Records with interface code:
┌──

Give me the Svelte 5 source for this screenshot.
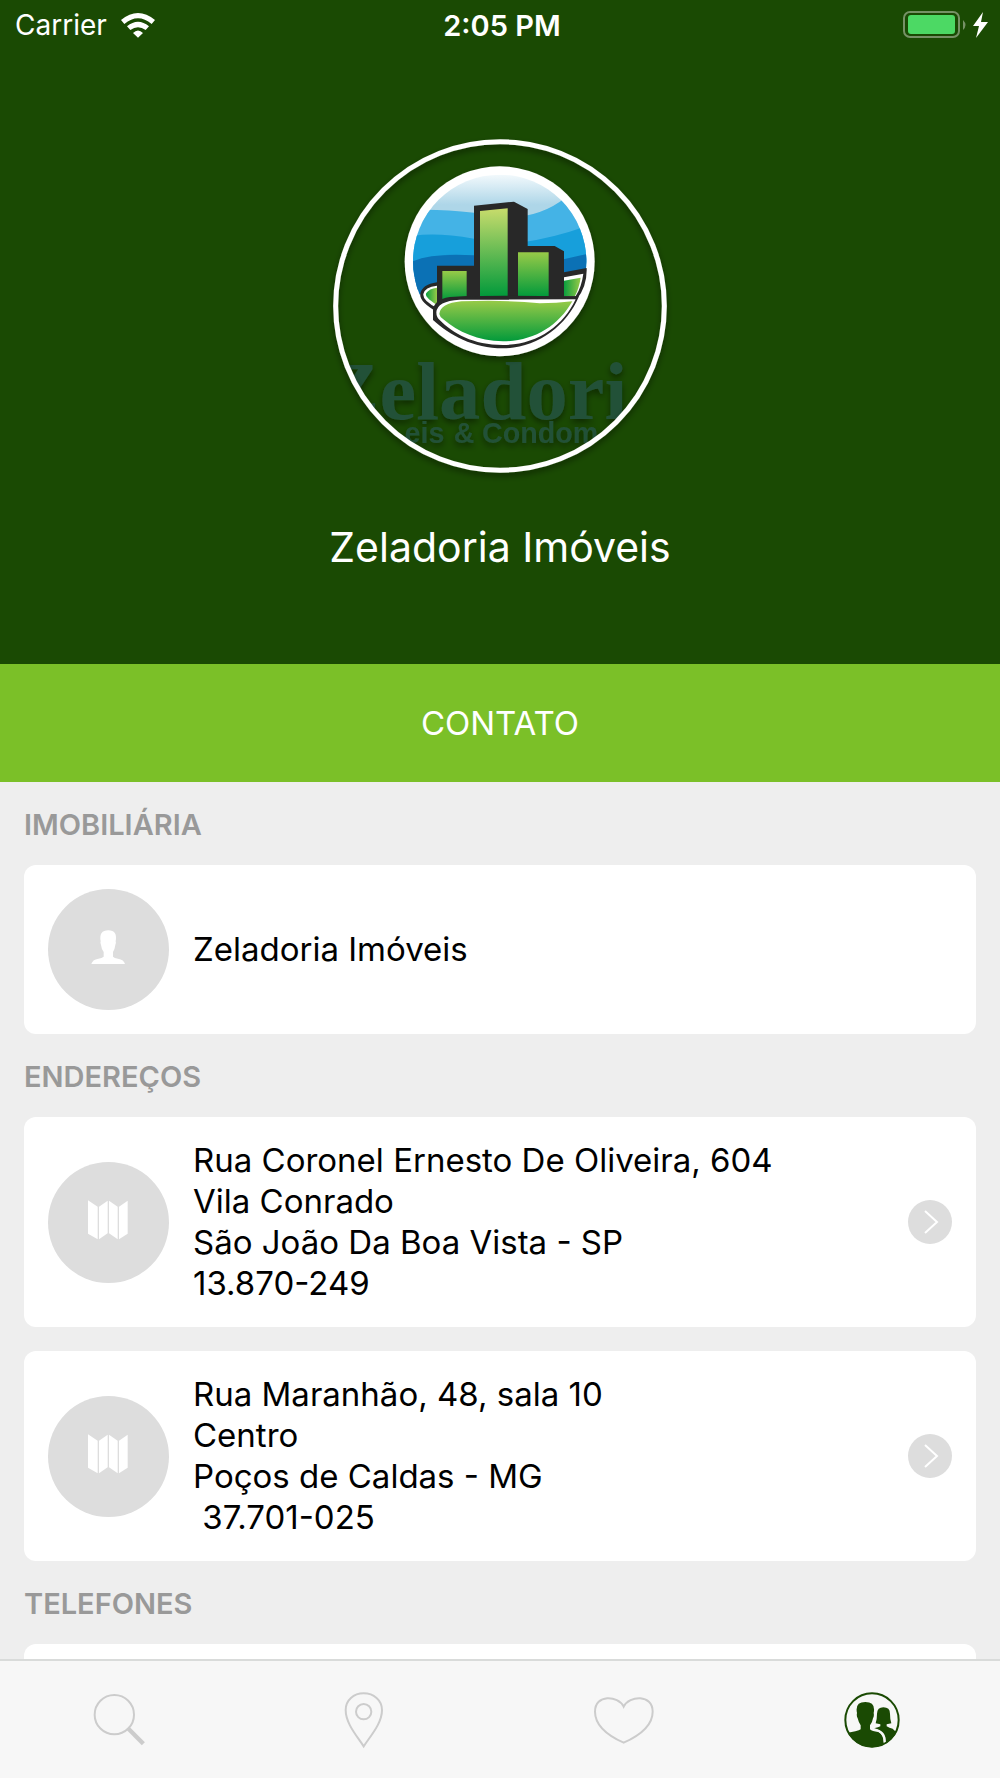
<script>
  const addresses = [
    ['Rua Coronel Ernesto De Oliveira, 604', 'Vila Conrado', 'São João Da Boa Vista - SP', '13.870-249'],
    ['Rua Maranhão, 48, sala 10', 'Centro', 'Poços de Caldas - MG', ' 37.701-025'],
  ];
</script>

{#snippet mapIcon()}
  <svg class="badge" viewBox="145 186 363 363" aria-hidden="true">
    <circle cx="326.500" cy="367.500" r="181.500" fill="#ddd" />
    <path fill="#fff" d="M265 301l29 19v98l-29-17zM298 320l26-18v98l-26 18zM328 302l26 18v98l-26-18zM358 320l26-18v99l-26 17z" />
  </svg>
{/snippet}

<div class="app">
  <header>
    <div class="status">
      <div class="carrier">
        <span>Carrier</span>
        <svg class="wifi" viewBox="362 36 102 75" aria-hidden="true">
          <path fill="#fff" d="M362 57Q413 15 464 57L454 69Q413 34 372 69zM380 76Q413 49 446 76L436 87Q413 70 390 87zM398 96Q413 81 428 96L413 110z" />
        </svg>
      </div>
      <time>2:05 PM</time>
      <svg class="battery" viewBox="0 0 86 28" aria-label="Bateria carregando">
        <rect x="1" y="1" width="55" height="25" rx="6" fill="none" stroke="#769166" stroke-width="2" />
        <rect x="5" y="4" width="47" height="19" rx="3" fill="#4cd964" />
        <path d="M60 9q5 5 0 10z" fill="#769166" />
        <path d="M80 1L70 15h6l-3 12 12-16h-7z" fill="#fff" />
      </svg>
    </div>

    <svg class="logo" viewBox="40 27 1002 1002" role="img" aria-label="Zeladoria Imóveis & Condomínios">
      <defs>
        <clipPath id="ring"><circle cx="541" cy="528" r="488" /></clipPath>
        <clipPath id="sky"><circle cx="540" cy="394" r="260" /></clipPath>
        <linearGradient id="haze" x1="0" y1="0" x2="0" y2="1">
          <stop offset="0" stop-color="#f2f9fc" />
          <stop offset="0.600" stop-color="#aed6e8" />
        </linearGradient>
        <linearGradient id="tower" x1="0" y1="0" x2="0" y2="1">
          <stop offset="0" stop-color="#c8dc6c" />
          <stop offset="1" stop-color="#029a3b" />
        </linearGradient>
        <linearGradient id="leaf" x1="0" y1="0" x2="0" y2="1">
          <stop offset="0" stop-color="#97ca48" />
          <stop offset="1" stop-color="#029a3b" />
        </linearGradient>
        <linearGradient id="side">
          <stop offset="0" stop-color="#0b9e3e" />
          <stop offset="1" stop-color="#97ca48" />
        </linearGradient>
        <filter id="shade" x="-20%" y="-20%" width="140%" height="140%">
          <feDropShadow dx="0" dy="10" stdDeviation="10" flood-color="#000" flood-opacity="0.450" />
        </filter>
      </defs>
      <g clip-path="url(#ring)">
        <g filter="url(#shade)" fill="#245137">
          <text class="brand" x="14" y="867">Zeladori</text>
          <text class="tagline" x="374" y="940" text-anchor="end">eis</text>
          <text class="tagline" x="402" y="940">&amp;</text>
          <text class="tagline" x="487" y="940">Condom</text>
        </g>
      </g>
      <circle cx="540" cy="394" r="285" fill="#fff" filter="url(#shade)" />
      <g clip-path="url(#sky)">
        <rect x="280" y="134" width="520" height="150" fill="url(#haze)" />
        <path fill="#44b3e6" d="M270 240Q360 236 463 248L540 265Q660 265 735 205L810 200V420H270z" />
        <path fill="#179fdb" d="M270 320Q340 305 463 326L600 338Q700 325 810 285V440H270z" />
        <path fill="#0b71b5" d="M270 398Q330 368 463 376L735 387 810 370V480H270z" />
        <path fill="#0b71b5" d="M270 450H362V470L302 495H270z" />
        <path fill="#fff" d="M280 492L302 492Q305 515 345 545L440 520 790 440H810V670H280z" />
      </g>
      <path fill="#282828" d="M352 546Q298 515 302 492 306 464 352 457V407H463V227L583 215 624 237V348H705L733 364V427L801 414Q803 470 770 510L352 560z" />
      <path fill="#fff" d="M352 534Q308 512 311 492 315 471 352 467zM733 442L791 431Q786 470 768 499H733z" />
      <path fill="url(#side)" d="M352 525Q312 500 320 489 328 476 352 473z" />
      <path fill="url(#side)" d="M733 452L783 443Q778 475 766 498H733z" />
      <path fill="url(#tower)" d="M481 243L564 235V498H481z" />
      <path fill="url(#leaf)" d="M368 423H441V499L368 510z" />
      <path fill="url(#leaf)" d="M595 367H687V499H595z" />
      <path fill="#282828" d="M340 540Q345 502 405 500 480 495 778 499C740 590 650 655 550 655 460 655 390 615 340 570z" />
      <path fill="#fff" d="M350 547Q352 513 420 509 500 508 768 508C730 590 650 645 550 645 460 645 400 610 360 570Q350 562 350 547z" />
      <path fill="url(#leaf)" d="M359 552Q361 520 425 514 560 509 660 520 710 520 758 514C715 590 640 634 550 634 475 634 415 605 371 568Q360 560 359 552z" />
      <circle cx="541" cy="528" r="493" fill="none" stroke="#fff" stroke-width="15" filter="url(#shade)" />
    </svg>
    <h1>Zeladoria Imóveis</h1>
  </header>

  <button class="contact" type="button">CONTATO</button>

  <main>
    <h2>IMOBILIÁRIA</h2>
    <section class="card">
      <svg class="badge" viewBox="145 87 363 363" aria-hidden="true">
        <circle cx="326.500" cy="268.500" r="181.500" fill="#ddd" />
        <path fill="#fff" d="M303 244Q297 211 326 211 354 211 348 244 350 248 347 255 345 270 340 276V290Q344 294 355 296 373 299 376 312H275Q278 299 296 296 307 294 312 290V276Q306 270 304 255 301 248 303 244z" />
      </svg>
      <p>Zeladoria Imóveis</p>
    </section>

    <h2>ENDEREÇOS</h2>
    <div class="stack">
      {#each addresses as lines}
        <a class="card" href="#mapa">
          {@render mapIcon()}
          <p>{#each lines as line}<span class="line">{line}</span>{/each}</p>
          <svg class="chevron" viewBox="0 0 44 44" aria-hidden="true">
            <circle cx="22" cy="22" r="22" fill="#ddd" />
            <path d="M17 11l12 11-12 11" fill="none" stroke="#fff" stroke-width="2" />
          </svg>
        </a>
      {/each}
    </div>

    <h2>TELEFONES</h2>
    <section class="card" aria-label="Telefones">
      <span class="badge empty"></span>
    </section>
  </main>

  <nav>
    <a href="#busca" aria-label="Buscar">
      <svg viewBox="276 169 198 198">
        <circle cx="343" cy="252" r="59" />
        <path d="M383 292L430 339" stroke-width="13" />
      </svg>
    </a>
    <a href="#locais" aria-label="Mapa">
      <svg viewBox="1026 169 198 198">
        <path d="M1091 347C1070 315 1037 278 1037 238 1037 208 1061 188 1091 188S1146 208 1146 238C1146 278 1112 315 1091 347z" />
        <circle cx="1091" cy="243" r="23" />
      </svg>
    </a>
    <a href="#favoritos" aria-label="Favoritos">
      <svg viewBox="276 169 198 198">
        <path d="M371 228C354 194 285 190 285 243 285 293 340 322 371 336 402 322 458 293 458 243 458 190 388 194 371 228z" />
      </svg>
    </a>
    <a class="active" href="#contato" aria-label="Contato" aria-current="page">
      <svg viewBox="1026 169 198 198">
        <defs><clipPath id="people"><circle cx="1116" cy="268" r="82" /></clipPath></defs>
        <g class="solid" clip-path="url(#people)">
          <path d="M1071 247Q1064 214 1096 214 1128 214 1121 247 1123 256 1119 263 1117 276 1110 284V296Q1116 302 1135 304 1151 314 1151 334L1148 356H1030V309Q1075 302 1082 296V284Q1076 276 1073 263 1069 256 1071 247z" />
          <path d="M1122 293Q1136 290 1141 287V281L1127 278Q1131 266 1131 249 1132 230 1150 230 1170 230 1170 249 1170 266 1174 278L1160 281V287Q1168 292 1178 294L1192 308 1150 356 1157 334Q1158 302 1122 293z" />
        </g>
        <path class="gap" d="M1122 296Q1156 302 1154 334" />
        <circle cx="1116" cy="268" r="80" />
      </svg>
    </a>
  </nav>
</div>

<style>
  :global(body) {
    margin: 0;
  }
  .app {
    display: flex;
    flex-direction: column;
    height: 100vh;
    background: #eee;
    color: #000;
    font-family: Inter, "Liberation Sans", sans-serif;
    font-size: 33px;
  }
  header {
    display: flex;
    flex-direction: column;
    align-items: center;
    flex: none;
    padding-bottom: 92px;
    background: #1a4a03;
    color: #fff;
  }
  .status {
    display: grid;
    grid-template-columns: 1fr auto 1fr;
    align-items: center;
    align-self: stretch;
    height: 50px;
    padding: 0 11px 0 15px;
    font-size: 28px;
  }
  .carrier {
    display: flex;
    align-items: center;
    gap: 14px;
  }
  .wifi {
    width: 34px;
    height: 25px;
  }
  .status time {
    font-size: 29px;
    font-weight: 600;
  }
  .battery {
    justify-self: end;
    width: 86px;
    height: 28px;
  }
  .logo {
    width: 334px;
    height: 334px;
    margin-top: 89px;
    overflow: visible;
  }
  .brand {
    font: bold 248px "Liberation Serif", serif;
  }
  .tagline {
    font: bold 86px "Liberation Sans", sans-serif;
  }
  h1 {
    margin: 49px 0 0;
    font-size: 41px;
    font-weight: 400;
    line-height: 50px;
  }
  .contact {
    flex: none;
    height: 118px;
    border: 0;
    background: #7bc028;
    color: #fff;
    font: inherit;
  }
  main {
    flex: 1;
    min-height: 0;
    padding: 0 24px;
    overflow-y: auto;
    scrollbar-width: none;
  }
  h2 {
    margin: 0;
    padding-top: 3px;
    color: #999;
    font-size: 29px;
    font-weight: 600;
    line-height: 80px;
  }
  .stack {
    display: grid;
    gap: 24px;
  }
  .card {
    display: flex;
    align-items: center;
    gap: 24px;
    padding: 23px 24px;
    border-radius: 12px;
    background: #fff;
    color: inherit;
    text-decoration: none;
  }
  section.card {
    padding: 24px;
  }
  .badge {
    flex: none;
    width: 121px;
    height: 121px;
  }
  .empty {
    border-radius: 50%;
    background: #ddd;
  }
  .card p {
    flex: 1;
    margin: 0;
    line-height: 41px;
  }
  .line {
    display: block;
    white-space: pre-wrap;
  }
  .chevron {
    flex: none;
    width: 44px;
    height: 44px;
  }
  nav {
    display: grid;
    grid-template-columns: repeat(4, 1fr);
    flex: none;
    height: 117px;
    border-top: 2px solid #d9dbda;
    background: #f7f7f7;
  }
  nav a {
    display: grid;
    place-items: center;
    color: #ccc;
  }
  nav .active {
    color: #1a4a03;
  }
  nav svg {
    width: 66px;
    height: 66px;
    fill: none;
    stroke: currentColor;
    stroke-width: 6;
  }
  nav .solid {
    fill: currentColor;
    stroke: none;
  }
  nav .gap {
    stroke: #f7f7f7;
  }
</style>
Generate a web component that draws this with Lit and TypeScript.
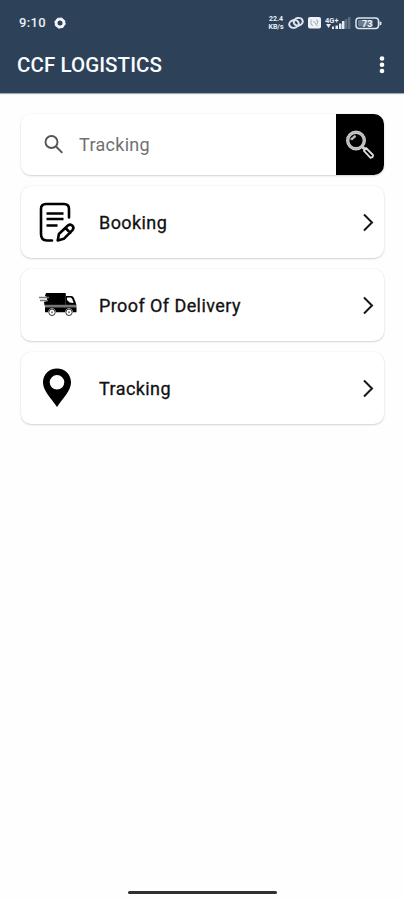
import { LitElement, html, css, svg } from "lit";
import { customElement, property } from "lit/decorators.js";

const icons: Record<string, unknown> = {
  booking: svg`
    <g fill="none" stroke="#000" stroke-width="2.600" stroke-linecap="round" stroke-linejoin="round">
      <path d="M31 17.500V9q0-5-5-5H8Q3 4 3 9v25q0 6.500 6 6.500h5"/>
      <path d="M8.500 13.500h17M8.500 19h17M8.500 25.500h11" stroke-width="2.400" stroke-linecap="butt"/>
      <path d="M19.700 40.500l1.200-6.500 9-8.500q2.500-2 4.500.2t.1 4.400l-8.700 8.700zM27.500 28l4.800 4.800"/>
    </g>`,
  truck: svg`
    <path d="M8 10h19q.8 0 .8 1v11.500H6.500L6 19l3-1V14l-2-1z"/>
    <path d="M1 14.500h10M2 17.500h8" stroke="#777" stroke-width="1.500"/>
    <path d="M28 13h5.500q1.500 0 2.300 1.800l1.700 4.200 1 3.500H28z"/>
    <path d="M29 14.500h3.500q1 0 1.700 1.500l1.500 4-4-.5-2.700-2.500z" fill="#fff"/>
    <path d="M7 21.800h31.500v2.400H7z" fill="#777"/>
    <path d="M7 24.200h31.500v5H35q-1-4-4-4t-4 4h-9q-1-4-4-4t-4 4H7z"/>
    <g fill="#fff" stroke="#333" stroke-width="1"><circle cx="14" cy="29.300" r="3.200"/><circle cx="31" cy="29.300" r="3.200"/></g>
    <circle cx="14" cy="29.300" r="1" fill="#777"/><circle cx="31" cy="29.300" r="1" fill="#777"/>`,
  pin: svg`
    <path fill-rule="evenodd" d="M19 2.500C11 2.500 5 8.500 5 16.500c0 8 8 15.500 14 24.500 6-9 14-16.500 14-24.500C33 8.500 27 2.500 19 2.500zm0 6.500a7.300 7.300 0 1 1 0 14.600A7.300 7.300 0 0 1 19 9z"/>`,
};

@customElement("status-bar")
export class StatusBar extends LitElement {
  static styles = css`
    :host { display: flex; height: 46px; padding: 0 22px 0 19px; align-items: center; justify-content: space-between; color: #e9eff8; font: 500 13px/46px Roboto, sans-serif; }
    .left { display: flex; align-items: center; gap: 8px; letter-spacing: 0.35px; }
    .right { display: flex; align-items: center; gap: 4px; }
    .rate { display: flex; flex-direction: column; width: 16px; font: 700 7px/8px Roboto, sans-serif; text-align: center; }
    svg { display: block; }
    .small { font: 700 7.5px Roboto, sans-serif; }
    .level { font: 700 9px Roboto, sans-serif; }
  `;
  render() {
    return html`
      <div class="left"><span>9:10</span>
        <svg width="12" height="12" viewBox="0 0 12 12" fill="none" stroke="#f2f6fc">
          <circle cx="6" cy="6" r="3.900" stroke-width="2.800"/>
          <circle cx="6" cy="6" r="5.200" stroke-width="1" stroke-dasharray="2 2.080"/>
        </svg>
      </div>
      <div class="right">
        <div class="rate"><span>22.4</span><span>KB/s</span></div>
        <svg width="16" height="14" viewBox="0 0 16 14" fill="none" stroke="#dfe7f1" stroke-width="2">
          <ellipse cx="6" cy="8" rx="4.800" ry="3.800" transform="rotate(-12 6 8)"/>
          <ellipse cx="10.300" cy="5.800" rx="4.500" ry="3.800" transform="rotate(-12 10 6)"/>
        </svg>
        <svg width="13" height="12" viewBox="0 0 13 12">
          <rect width="13" height="11.500" rx="2" fill="#eef2f7"/>
          <path d="M3 2.500v5l2 1M5.500 4l4 5M8 3l2 1-1 3" fill="none" stroke="#9eabb9"/>
        </svg>
        <svg width="26" height="14" viewBox="0 0 26 14" fill="#e4ebf3">
          <text x="0" y="6.500" class="small">4G+</text>
          <path d="M1 8h5L3.500 12zM7 10.500h2V13H7zM10.500 9.500h2.500V13h-2.500zM14 7.500h2.500V13H14zM17 5h2.500v8H17z"/>
          <path d="M20 3h2.500v10H20zM23 1h2.500v12H23z" opacity=".25"/>
        </svg>
        <svg width="27" height="13" viewBox="0 0 27 13">
          <rect x="1" y="1" width="22.500" height="10.500" rx="3" fill="none" stroke="#dde5ee" stroke-width="1.500"/>
          <path d="M24.500 4l2 1.200v2.300l-2 1.200z" fill="#dde5ee"/>
          <rect x="3" y="3" width="15" height="6.500" rx="1" fill="#a9b6c4" opacity=".5"/>
          <text x="7" y="9.500" class="level" fill="#f2f6fa">73</text>
        </svg>
      </div>`;
  }
}

@customElement("menu-card")
export class MenuCard extends LitElement {
  @property() icon = "";
  @property() label = "";
  static styles = css`
    :host { display: flex; box-sizing: border-box; height: 72px; padding: 0 9px 0 17px; align-items: center; background: #fff; border-radius: 10px; box-shadow: 0 1px 2px rgba(0,0,0,.16), 0 0 2px rgba(0,0,0,.07); }
    .label { flex: 1; margin-left: 21px; padding-top: 2px; font: 400 18px/24px Roboto, sans-serif; letter-spacing: 0.42px; color: #111; -webkit-text-stroke: 0.3px #111; }
    svg { display: block; }
  `;
  render() {
    return html`
      <svg width="40" height="44" viewBox="0 0 40 44">${icons[this.icon]}</svg>
      <span class="label">${this.label}</span>
      <svg width="14" height="20" viewBox="0 0 14 20" fill="none" stroke="#161616" stroke-width="2"><path d="M3 2.500l8 8-8 8"/></svg>`;
  }
}

@customElement("app-root")
export class AppRoot extends LitElement {
  static styles = css`
    :host { display: flex; flex-direction: column; box-sizing: border-box; width: 100%; height: 900px; background: #fefefe; font-family: Roboto, sans-serif; }
    header { height: 93px; background: #2d4259; box-shadow: 0 1px 1px rgba(30,45,65,.4); }
    .bar { display: flex; height: 38px; align-items: center; justify-content: space-between; padding: 0 19px 0 17px; }
    h1 { margin: 0; color: #fafcff; font: 500 20.5px/28px Roboto, sans-serif; letter-spacing: 0.08px; }
    svg { display: block; }
    main { flex: 1; padding: 21px 20px 0 21px; }
    .search { display: flex; height: 61px; overflow: hidden; align-items: center; background: #fff; border-radius: 10px; }
    .wrap { margin-bottom: 11px; border-radius: 10px; box-shadow: 0 1px 2px rgba(0,0,0,.16), 0 0 2px rgba(0,0,0,.07); }
    .glass { margin-left: 22px; }
    .hint { flex: 1; margin-left: 14px; color: #707070; font-size: 18px; letter-spacing: 0.3px; }
    .go { display: flex; width: 48px; height: 61px; align-items: center; justify-content: center; background: #000; }
    .list { display: flex; flex-direction: column; gap: 11px; }
    footer { display: flex; height: 9px; align-items: flex-start; justify-content: center; }
    .home { width: 149px; height: 3px; border-radius: 2px; background: #303030; }
  `;
  render() {
    return html`
      <header>
        <status-bar></status-bar>
        <div class="bar">
          <h1>CCF LOGISTICS</h1>
          <svg width="6" height="20" viewBox="0 0 6 20" fill="#fff"><circle cx="3" cy="3.500" r="2.300"/><circle cx="3" cy="9.700" r="2.300"/><circle cx="3" cy="16" r="2.300"/></svg>
        </div>
      </header>
      <main>
        <div class="wrap"><div class="search">
          <svg class="glass" width="22" height="22" viewBox="0 0 22 22" fill="none" stroke="#555" stroke-width="1.900"><circle cx="8.500" cy="8" r="6"/><path d="M13 12.500l6.300 6.300"/></svg>
          <span class="hint">Tracking</span>
          <div class="go">
            <svg width="30" height="30" viewBox="0 0 30 30" fill="none">
              <circle cx="11" cy="10.500" r="8.300" stroke="#c8c8c8" stroke-width="3.400"/>
              <circle cx="11" cy="10.500" r="8.300" stroke="#aaa" stroke-width=".6"/>
              <path d="M5.500 9l4-3.500 1.500 1-4 3.500z" fill="#bbb" stroke="#bbb"/>
              <path d="M17 16.500l3 3" stroke="#ccc" stroke-width="3"/>
              <path d="M21 18l7 7q.5 2.500-2.500 2.800l-6.500-7z" stroke="#ddd" stroke-width="1.800" stroke-linejoin="round"/>
            </svg>
          </div>
        </div></div>
        <div class="list">
          <menu-card icon="booking" label="Booking"></menu-card>
          <menu-card icon="truck" label="Proof Of Delivery"></menu-card>
          <menu-card icon="pin" label="Tracking"></menu-card>
        </div>
      </main>
      <footer><div class="home"></div></footer>`;
  }
}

└──

WHAT TO PRODUCE: Of all the lines in the listing above, how many contain the word "this"? Answer with the number alone.

THE RESULT: 4